EDIT : He also has the Eight Tailed Ox which can destroy a whole city


----------



## .Chris (Aug 29, 2010)

Who's Akuma again?


----------



## Theraima (Aug 29, 2010)

Killer Bee is win. IF there would be Chuck Norris in the fight, we all would know who would win. It shall be left unspoken.


----------



## N4RU70 FR34K (Aug 29, 2010)

RoboticBuddy said:
			
		

> Who's Akuma again?


Exactly, I had to look him up in Google.


----------



## Seraph (Aug 29, 2010)

N4RU70 FR34K said:
			
		

> RoboticBuddy said:
> 
> 
> 
> ...


Ahh, kids these days...


----------



## .Chris (Aug 29, 2010)

N4RU70 FR34K said:
			
		

> Killer Bee would win


lol i agree


----------



## N4RU70 FR34K (Aug 29, 2010)

Seraph said:
			
		

> N4RU70 FR34K said:
> 
> 
> 
> ...


RoboticBuddy is older than you so you can't possibly be calling him a kid


----------



## .Chris (Aug 29, 2010)

N4RU70 FR34K said:
			
		

> Seraph said:
> 
> 
> 
> ...


im younger than my age i put 
	

	
	
		
		

		
		
	


	




waaayyy younger


----------



## prowler (Aug 29, 2010)

edit: I read wrong since N4RU70 7W47 is posting in here.
Carry on


----------



## N4RU70 FR34K (Aug 29, 2010)

RoboticBuddy said:
			
		

> N4RU70 FR34K said:
> 
> 
> 
> ...


LOL now I'm wrong


----------



## jalaneme (Aug 29, 2010)

N4RU70 FR34K said:
			
		

> EDIT : He also has the Eight Tailed Ox which can destroy a whole city




nah that is nothing, akuma can destriy a whole *ISLAND* with his energy, also he is trained in the arts of Shun Goku Satsu which means "Instant Hell Murder" and Satsui no Had? which means "The Surge of the Intent to Kill/Killing Intent" also when you do his ultra he says "die 1000 deaths"  says it all really.

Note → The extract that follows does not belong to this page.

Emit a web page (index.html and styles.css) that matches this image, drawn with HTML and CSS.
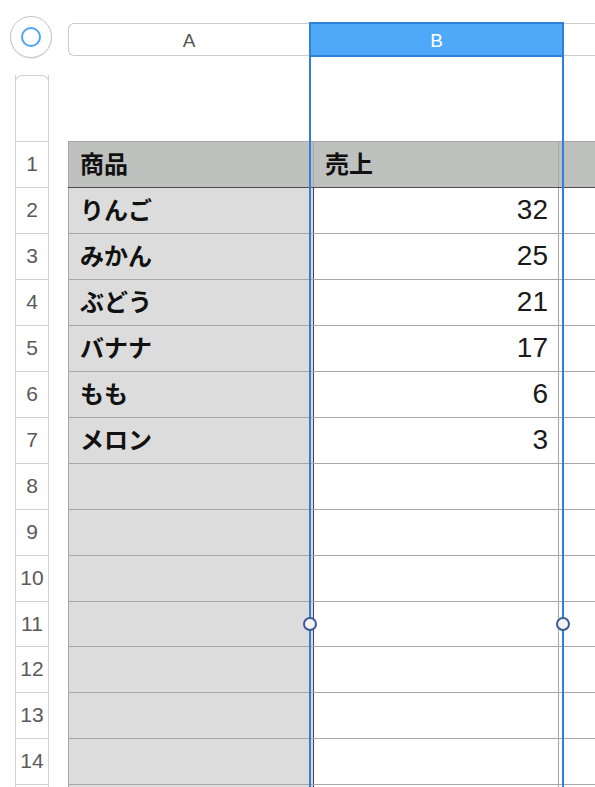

oh and akuma doesn't need weapons to fight, he uses his bares hands.


----------



## .Chris (Aug 29, 2010)

prowler_ said:
			
		

> edit: I read wrong since N4RU70 7W47 is posting in here.
> Carry on


7W47?


----------



## N4RU70 FR34K (Aug 29, 2010)

jalaneme said:
			
		

> N4RU70 FR34K said:
> 
> 
> 
> ...


I'm pretty sure the Eight Tailed Ox can destroy a small country


----------



## .Chris (Aug 29, 2010)

N4RU70 FR34K said:
			
		

> jalaneme said:
> 
> 
> 
> ...


oh


----------



## prowler (Aug 29, 2010)

N4RU70 FR34K said:
			
		

> EDIT : He calls me TWAT because it's my fault he can't use fonts.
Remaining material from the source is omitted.